## What to do
Look through the listing below and work out how many of its lines hold the word "this". Give only the number.

## Data records
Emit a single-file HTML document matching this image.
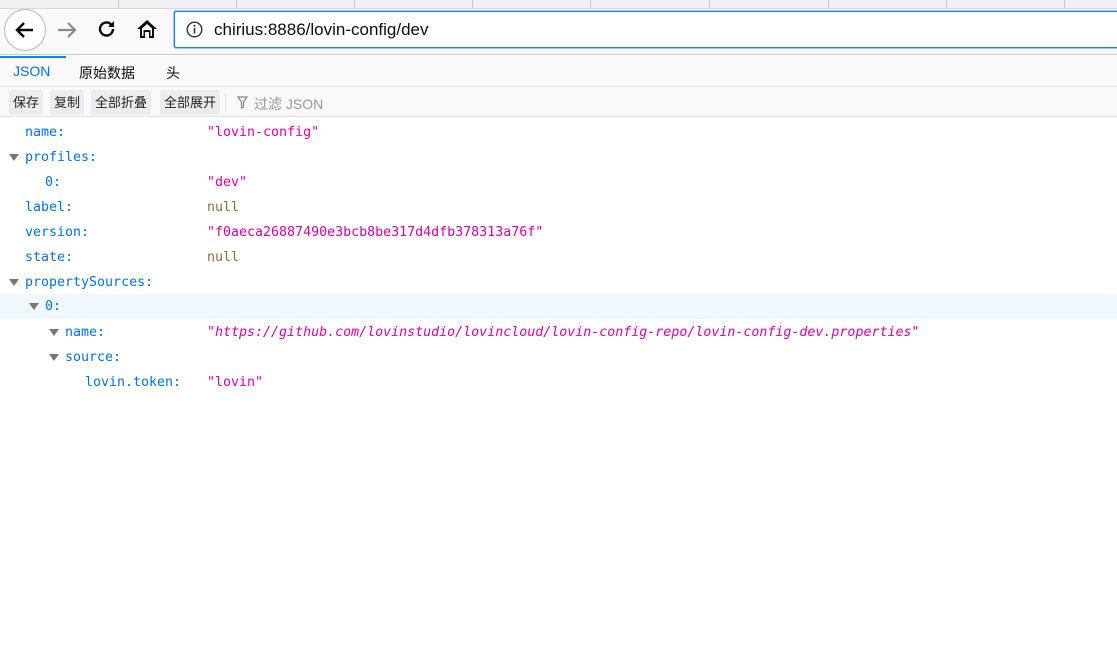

---

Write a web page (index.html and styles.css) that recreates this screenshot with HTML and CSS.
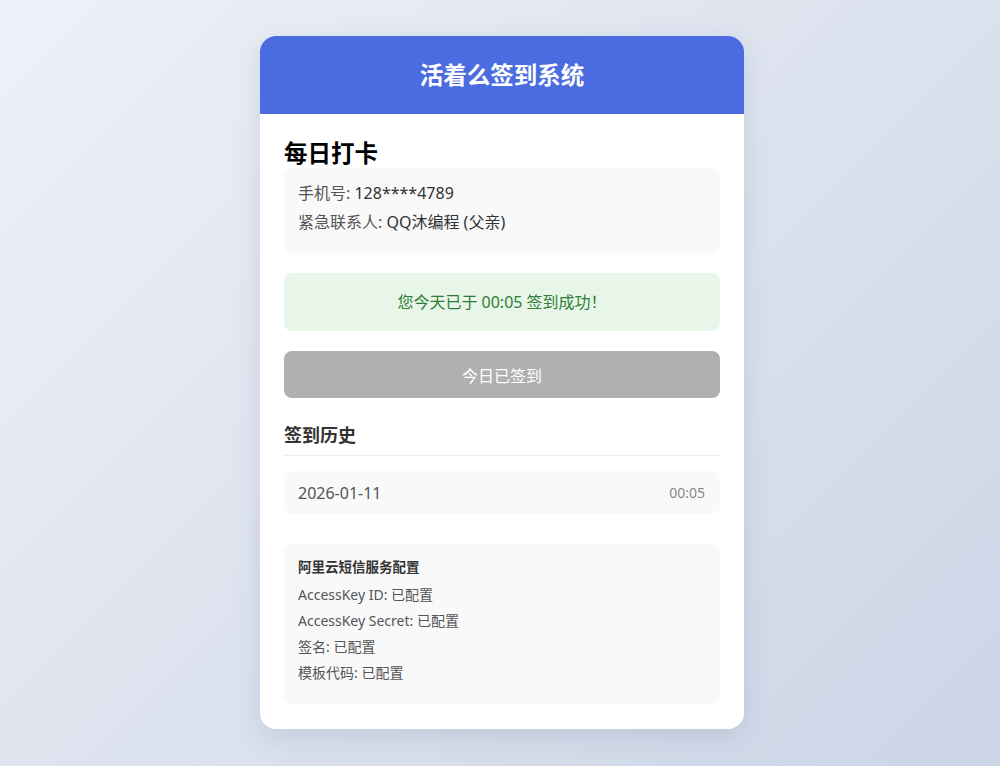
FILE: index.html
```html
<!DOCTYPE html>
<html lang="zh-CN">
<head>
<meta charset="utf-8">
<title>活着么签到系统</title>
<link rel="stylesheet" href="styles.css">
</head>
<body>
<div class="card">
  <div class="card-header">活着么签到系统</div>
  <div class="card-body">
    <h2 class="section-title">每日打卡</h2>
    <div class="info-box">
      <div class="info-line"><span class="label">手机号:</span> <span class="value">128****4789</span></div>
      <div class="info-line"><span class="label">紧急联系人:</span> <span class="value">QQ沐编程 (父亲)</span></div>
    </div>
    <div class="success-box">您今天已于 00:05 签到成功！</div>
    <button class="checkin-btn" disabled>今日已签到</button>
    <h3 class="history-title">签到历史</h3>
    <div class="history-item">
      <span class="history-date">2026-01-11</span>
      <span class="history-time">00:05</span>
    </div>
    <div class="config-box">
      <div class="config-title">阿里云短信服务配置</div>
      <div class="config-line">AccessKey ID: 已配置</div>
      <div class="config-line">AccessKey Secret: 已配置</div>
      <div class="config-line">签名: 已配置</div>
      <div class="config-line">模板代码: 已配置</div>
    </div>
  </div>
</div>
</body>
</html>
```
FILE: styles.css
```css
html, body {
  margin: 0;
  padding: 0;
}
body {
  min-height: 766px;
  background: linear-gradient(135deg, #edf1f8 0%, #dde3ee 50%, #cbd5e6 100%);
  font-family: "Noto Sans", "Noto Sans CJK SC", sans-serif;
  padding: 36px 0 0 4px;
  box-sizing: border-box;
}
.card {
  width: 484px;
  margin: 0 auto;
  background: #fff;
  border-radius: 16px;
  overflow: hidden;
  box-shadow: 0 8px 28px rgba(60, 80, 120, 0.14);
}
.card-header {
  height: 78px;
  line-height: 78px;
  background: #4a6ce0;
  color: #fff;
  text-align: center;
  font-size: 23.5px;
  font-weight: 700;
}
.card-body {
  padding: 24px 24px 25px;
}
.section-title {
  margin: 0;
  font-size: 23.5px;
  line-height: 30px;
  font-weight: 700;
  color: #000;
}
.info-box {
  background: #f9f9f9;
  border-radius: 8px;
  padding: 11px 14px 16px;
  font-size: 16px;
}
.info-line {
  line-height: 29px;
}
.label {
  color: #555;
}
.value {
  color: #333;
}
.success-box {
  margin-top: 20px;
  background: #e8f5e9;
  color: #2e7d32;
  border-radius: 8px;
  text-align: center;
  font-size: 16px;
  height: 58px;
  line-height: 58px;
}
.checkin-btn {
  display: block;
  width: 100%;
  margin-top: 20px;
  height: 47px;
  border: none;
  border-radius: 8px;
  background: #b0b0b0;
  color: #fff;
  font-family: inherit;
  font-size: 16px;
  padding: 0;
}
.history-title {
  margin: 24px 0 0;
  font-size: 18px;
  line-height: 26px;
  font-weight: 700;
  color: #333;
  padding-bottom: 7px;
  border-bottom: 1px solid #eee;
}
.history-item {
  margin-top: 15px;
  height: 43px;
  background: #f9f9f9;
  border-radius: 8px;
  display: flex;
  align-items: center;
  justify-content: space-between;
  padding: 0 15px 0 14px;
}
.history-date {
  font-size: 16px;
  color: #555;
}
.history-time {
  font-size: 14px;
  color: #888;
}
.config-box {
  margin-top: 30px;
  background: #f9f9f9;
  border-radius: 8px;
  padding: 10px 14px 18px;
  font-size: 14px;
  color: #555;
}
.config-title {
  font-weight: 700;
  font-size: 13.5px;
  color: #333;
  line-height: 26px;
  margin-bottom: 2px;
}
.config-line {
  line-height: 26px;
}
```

## Answer to the exercise
2